Let $p$ be a prime number and let $R$ be the ring of Cauchy sequences in $(\mathbb{Q}, |\cdot|_{p})$. Let $\mathfrak{m} \subseteq R$ be the ideal of all sequences converging to $0$, forming a maximal ideal of $R$. Also, let $R_{0} = \{x \in R/\mathfrak{m} : |x|_{p} \leq 1\}$.
Prove that $R/\mathfrak{m} \cong R_{0}[\frac{1}{p}]$, in other words, for every $x \in R/\mathfrak{m}$ there is an $n \in \mathbb{Z}_{\geq 0}$ such that $p^{n}x \in R_{0}$. Conclude that $R/\mathfrak{m} \cong Q(R_{0})$.

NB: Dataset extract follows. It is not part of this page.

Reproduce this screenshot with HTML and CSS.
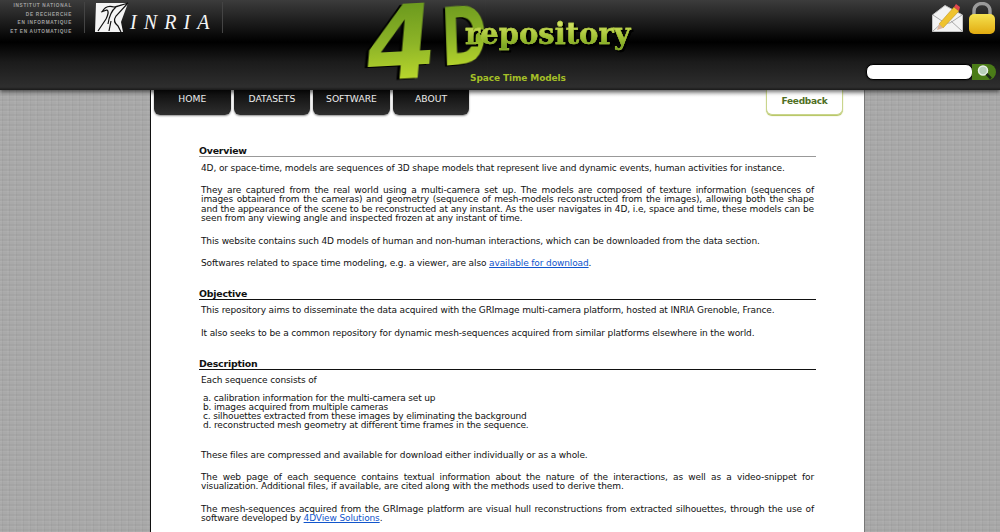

I have proven earlier that $R$ forms a commutative ring and that $\mathfrak{m}$ is a maximal ideal of $R$.
My attempt: Suppose that $x \in R/\mathfrak{m}$ with $x = \lim_{n \to \infty} x_{n}$. Notice that this sequence does not converge to 0. Furthermore, it holds that $|x|_{p} = \lim_{n \to \infty} |x_{n}|_{p}$. Since $x_{n} = p^{k_{n}}\frac{a_{n}}{b_{n}}$ voor integers $k_{n}, a_{n}, b_{n} \in \mathbb{Z}$ with $\gcd(p, a_{n}b_{n}) = 1$, it follows that $|x_{n}| = p^{-k_{n}}$.
At this point, I would like to prove the existence of a $k \in \mathbb{Z}$ for which $|x|_{p} = p^{-k}$.
We can now make a distinction of cases. If $k < 0$, then $|x|_{p} > 1$, so we can take $n = -k \in \mathbb{Z}_{\geq 0}$. Then, $|p^nx|_{p} = |p^{-k}|_{p}|x|_{p} = p^{k}p^{-k} = 1$, and thus $p^n x \in R_{0}$. If $k \geq 0$, then it directly follows that $|x|_{p} = p^{-k} \leq 1$, so we can take $n = 0$. We conclude that there is always a $n \in \mathbb{Z}_{\geq 0}$ such that $p^{n} x \in R_{0}$.
If anyone has hints or suggestions on how I could justify the existence of $k$ with the sequence, or if someone has suggestions on improvements, I would appreciate that.